» SHORT TASK: Extract all lines containing "components".

◇ ◇ ◇ ◇

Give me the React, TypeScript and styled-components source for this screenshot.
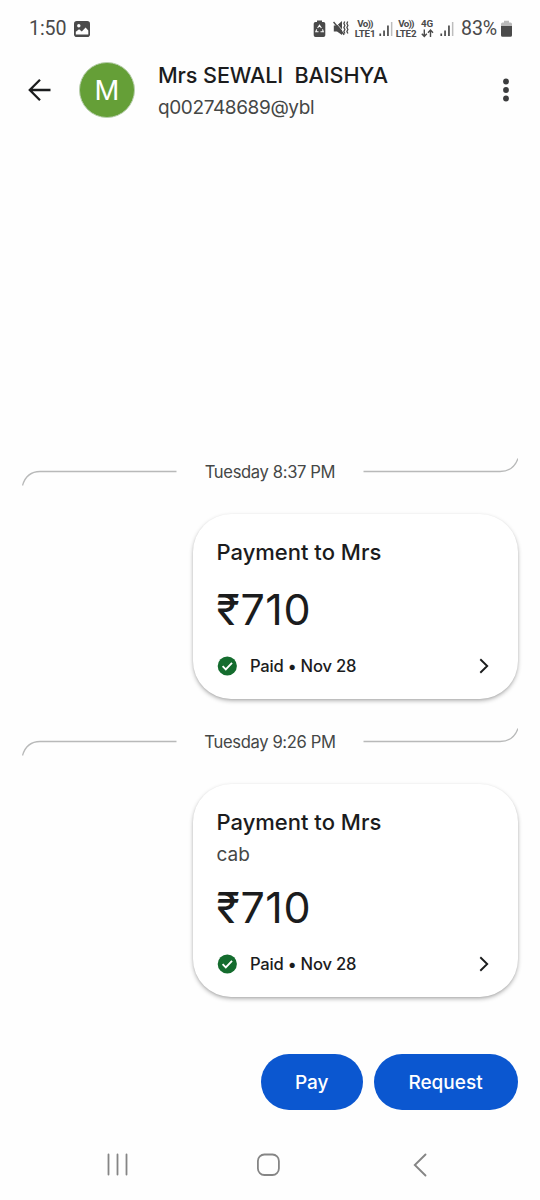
import React from 'react';
import styled, { createGlobalStyle } from 'styled-components';

const GlobalStyle = createGlobalStyle`
  *, *::before, *::after { box-sizing: border-box; }
  body { margin: 0; background: #fefefe; }
  svg { display: block; flex: none; }
`;

const Screen = styled.div`
  display: flex;
  flex-direction: column;
  width: 540px;
  height: 1200px;
  overflow: hidden;
  background: #fefefe;
  color: #1b1c1d;
  font-family: Inter, 'Noto Sans', sans-serif;
`;

const StatusBar = styled.div`
  display: flex;
  align-items: center;
  justify-content: space-between;
  height: 56px;
  padding: 1px 28px 0 29px;
  color: #4a4a4a;
  font-family: Roboto, sans-serif;
`;

const StatusGroup = styled.div`
  display: flex;
  align-items: center;
`;

const StatusItem = styled.div<{ $before: number }>`
  margin-left: ${(p) => p.$before}px;
`;

const StatusText = styled.div<{ $width: number }>`
  width: ${(p) => p.$width}px;
  padding-top: 1px;
  font-size: 19.6px;
  line-height: 24px;
  letter-spacing: -0.1px;
  white-space: nowrap;
`;

const NetworkLabel = styled.div<{ $width: number }>`
  display: flex;
  flex-direction: column;
  align-items: center;
  width: ${(p) => p.$width}px;
  font-size: 9.8px;
  font-weight: 700;
  line-height: 9.5px;
  letter-spacing: -0.2px;
  white-space: nowrap;
`;

const Waves = styled.span`
  letter-spacing: -0.8px;
`;

const Header = styled.header`
  display: flex;
  align-items: center;
  height: 67px;
  padding: 0 31px 0 28px;
`;

const Avatar = styled.div`
  display: flex;
  align-items: center;
  justify-content: center;
  width: 56px;
  height: 56px;
  margin: 0 23px 0 27px;
  padding-top: 1px;
  border: 1px solid #b9cfae;
  border-radius: 50%;
  background: #659f37;
  color: #fff;
  font-size: 27.5px;
`;

const Contact = styled.div`
  flex: 1;
  padding-top: 3px;
`;

const ContactName = styled.div`
  font-size: 21.6px;
  font-weight: 500;
  line-height: 32px;
  letter-spacing: -0.1px;
  white-space: pre;
`;

const ContactId = styled.div`
  color: #454746;
  font-size: 19px;
  line-height: 33px;
  letter-spacing: -0.38px;
`;

const Conversation = styled.main`
  display: flex;
  flex: 1;
  flex-direction: column;
  justify-content: flex-end;
  padding: 0 22px;
`;

const DateRow = styled.div`
  display: flex;
  align-items: center;
  justify-content: space-between;
  height: 30px;
  margin-bottom: 27px;
`;

const DateText = styled.span`
  color: #454746;
  font-size: 16.6px;
  line-height: 30px;
  letter-spacing: -0.36px;
  white-space: nowrap;
`;

const Card = styled.section<{ $last?: boolean }>`
  align-self: flex-end;
  width: 325px;
  margin-bottom: ${(p) => (p.$last ? 57 : 28)}px;
  padding: 22px 24px 21px 23.5px;
  border-radius: 38px;
  background: #fff;
  box-shadow: 0 2px 4px rgba(0, 0, 0, 0.28), 0 1px 2px rgba(0, 0, 0, 0.08);
`;

const CardTitle = styled.div`
  font-size: 22px;
  font-weight: 500;
  line-height: 32px;
`;

const CardNote = styled.div`
  height: 28px;
  color: #454746;
  font-size: 19px;
  line-height: 34px;
`;

const Amount = styled.div`
  margin: 14px 0 18px;
  font-size: 43px;
  line-height: 54px;
  letter-spacing: 0.6px;
`;

const PaidRow = styled.div`
  display: flex;
  align-items: center;
  height: 24px;
`;

const PaidText = styled.span`
  flex: 1;
  padding-left: 12.5px;
  font-size: 16.6px;
  font-weight: 500;
  line-height: 24px;
  letter-spacing: -0.22px;
`;

const Actions = styled.div`
  display: flex;
  justify-content: flex-end;
  gap: 11px;
  height: 56px;
  padding: 0 22.5px 0 22px;
`;

const ActionButton = styled.button<{ $width: number }>`
  width: ${(p) => p.$width}px;
  height: 56px;
  padding: 1px 0 0;
  border: 0;
  border-radius: 28px;
  background: #0b57d0;
  color: #fff;
  font: 500 19px/56px Inter, sans-serif;
`;

const NavBar = styled.nav`
  display: grid;
  grid-template-columns: 150px 157px 14px;
  align-items: center;
  height: 90px;
  padding: 20px 0 0 106px;
`;

const RecycleBattery = () => (
  <svg width="13" height="18" viewBox="0 0 13 18">
    <path d="M4 .5h5V2h1.500A1.800 1.800 0 0 1 12.300 3.800v11.400a1.800 1.800 0 0 1-1.800 1.800h-8A1.800 1.800 0 0 1 .7 15.200V3.800A1.800 1.800 0 0 1 2.500 2H4z" fill="#4a4a4a" />
    <path d="m4.600 8 1.900-2.700L8.400 8M9.500 9.400l.8 2.400H7.500M5.500 11.800H2.800l.9-2.400" fill="none" stroke="#fff" strokeWidth="1.100" />
  </svg>
);

const MuteVibrate = () => (
  <svg width="16" height="17" viewBox="0 0 16 17">
    <path d="M.8 5.500H4l5-4.500v14L4 11.500H.8z" fill="#4a4a4a" />
    <path d="M2.800 2.500 10.500 11.700" stroke="#fefefe" strokeWidth=".8" />
    <path d="m.5 2 10.700 12.800" stroke="#4a4a4a" strokeWidth="1.500" />
    <path d="m11.700 1.500-.8 2 1 2-1 2 1 2-1 2 1 2M14.700 1.500l-.8 2 1 2-1 2 1 2-1 2 1 2" fill="none" stroke="#4a4a4a" strokeWidth="1.300" />
  </svg>
);

const Signal = () => (
  <svg width="14" height="16" viewBox="0 0 14 16">
    <path d="M.4 12.500h1.700V15H.4zM4.200 9.500h1.700V15H4.200zM8.100 4.500h1.700V15H8.100z" fill="#4a4a4a" />
    <path d="M11.900 1h1.500v14h-1.500z" fill="#bdbdbd" />
  </svg>
);

const DataArrows = () => (
  <svg width="13" height="9" viewBox="0 0 13 9">
    <path d="M3.300.5v7M.8 4.800l2.500 2.600 2.500-2.600M9.500 8V1M7 3.700l2.500-2.600L12 3.700" fill="none" stroke="#4a4a4a" strokeWidth="1.400" />
  </svg>
);

const Battery = () => (
  <svg width="11" height="18" viewBox="0 0 11 18">
    <path d="M3 .8h5v1.700h1.500A1.500 1.500 0 0 1 11 4v3H0V4a1.500 1.500 0 0 1 1.500-1.500H3z" fill="#b9b9b9" />
    <path d="M0 6h11v9.200a1.600 1.600 0 0 1-1.600 1.600H1.600A1.600 1.600 0 0 1 0 15.200z" fill="#4a4a4a" />
  </svg>
);

const Gallery = () => (
  <svg width="16" height="16" viewBox="0 0 16 16">
    <rect width="16" height="16" rx="2.800" fill="#4a4a4a" />
    <circle cx="4.800" cy="4.800" r="1.700" fill="#fefefe" />
    <path d="M1.800 13.600v-2.800l3.300-2.500 2.700 2.100 3.800-3.800 2.700 2.800v4.200z" fill="#fefefe" />
  </svg>
);

const LeftRule = () => (
  <svg width="155" height="30" viewBox="0 0 155 30">
    <path d="M.5 28.500C3 20 9 14.500 18 14.500h136.500" fill="none" stroke="#b8b9b9" strokeWidth="1.300" />
  </svg>
);

const RightRule = () => (
  <svg width="155" height="30" viewBox="0 0 155 30">
    <path d="M.5 14.500H137c9 0 15-4.500 18-13" fill="none" stroke="#b8b9b9" strokeWidth="1.300" />
  </svg>
);

const PaymentCard = ({ note, last }: { note?: string; last?: boolean }) => (
  <Card $last={last}>
    <CardTitle>Payment to Mrs</CardTitle>
    {note && <CardNote>{note}</CardNote>}
    <Amount>₹710</Amount>
    <PaidRow>
      <svg width="21" height="20" viewBox="0 0 21 20">
        <circle cx="10.300" cy="10" r="9.600" fill="#146c2e" />
        <path d="m5.600 10.200 3.200 3.200 6.200-6.500" fill="none" stroke="#fff" strokeWidth="1.900" />
      </svg>
      <PaidText>Paid • Nov 28</PaidText>
      <svg width="15" height="18" viewBox="0 0 15 18">
        <path d="m1.300 2.300 6.900 6.700-6.900 6.700" fill="none" stroke="#1b1c1d" strokeWidth="1.900" />
      </svg>
    </PaidRow>
  </Card>
);

const DateDivider = ({ label }: { label: string }) => (
  <DateRow>
    <LeftRule />
    <DateText>{label}</DateText>
    <RightRule />
  </DateRow>
);

export default function App() {
  return (
    <Screen>
      <GlobalStyle />
      <StatusBar>
        <StatusGroup>
          <StatusText $width={37}>1:50</StatusText>
          <StatusItem $before={8}>
            <Gallery />
          </StatusItem>
        </StatusGroup>
        <StatusGroup>
          <RecycleBattery />
          <StatusItem $before={7}>
            <MuteVibrate />
          </StatusItem>
          <StatusItem $before={6}>
            <NetworkLabel $width={20}>
              <Waves>Vo))</Waves>
              <span>LTE1</span>
            </NetworkLabel>
          </StatusItem>
          <StatusItem $before={4}>
            <Signal />
          </StatusItem>
          <StatusItem $before={3}>
            <NetworkLabel $width={20}>
              <Waves>Vo))</Waves>
              <span>LTE2</span>
            </NetworkLabel>
          </StatusItem>
          <StatusItem $before={4}>
            <NetworkLabel $width={14}>
              <span>4G</span>
              <DataArrows />
            </NetworkLabel>
          </StatusItem>
          <StatusItem $before={6}>
            <Signal />
          </StatusItem>
          <StatusItem $before={7}>
            <StatusText $width={36}>83%</StatusText>
          </StatusItem>
          <StatusItem $before={4}>
            <Battery />
          </StatusItem>
        </StatusGroup>
      </StatusBar>
      <Header>
        <svg width="24" height="24" viewBox="0 0 24 24">
          <path d="M22.500 12H2M12 1.800 1.800 12 12 22.200" fill="none" stroke="#1b1c1d" strokeWidth="2.300" />
        </svg>
        <Avatar>M</Avatar>
        <Contact>
          <ContactName>{'Mrs SEWALI  BAISHYA'}</ContactName>
          <ContactId>q002748689@ybl</ContactId>
        </Contact>
        <svg width="6" height="24" viewBox="0 0 6 24" fill="#3c3d3e">
          <circle cx="3" cy="3.500" r="2.900" />
          <circle cx="3" cy="12" r="2.900" />
          <circle cx="3" cy="20.500" r="2.900" />
        </svg>
      </Header>
      <Conversation>
        <DateDivider label="Tuesday 8:37 PM" />
        <PaymentCard />
        <DateDivider label="Tuesday 9:26 PM" />
        <PaymentCard note="cab" last />
      </Conversation>
      <Actions>
        <ActionButton $width={101.5}>Pay</ActionButton>
        <ActionButton $width={144}>Request</ActionButton>
      </Actions>
      <NavBar>
        <svg width="24" height="24" viewBox="0 0 24 24">
          <path d="M2.500 1.500v20M11.500 1.500v20M20.500 1.500v20" stroke="#858585" strokeWidth="1.800" strokeLinecap="round" />
        </svg>
        <svg width="24" height="24" viewBox="0 0 24 24">
          <rect x="1.900" y="1.500" width="21" height="20.500" rx="6.500" fill="none" stroke="#858585" strokeWidth="1.800" />
        </svg>
        <svg width="14" height="24" viewBox="0 0 14 24">
          <path d="M12.500 1.500 1.800 12l10.700 10.500" fill="none" stroke="#858585" strokeWidth="1.900" strokeLinecap="round" />
        </svg>
      </NavBar>
    </Screen>
  );
}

◇ ◇ ◇ ◇

» TASK OUTPUT:
Give me the React, TypeScript and styled-components source for this screenshot.
import styled, { createGlobalStyle } from 'styled-components';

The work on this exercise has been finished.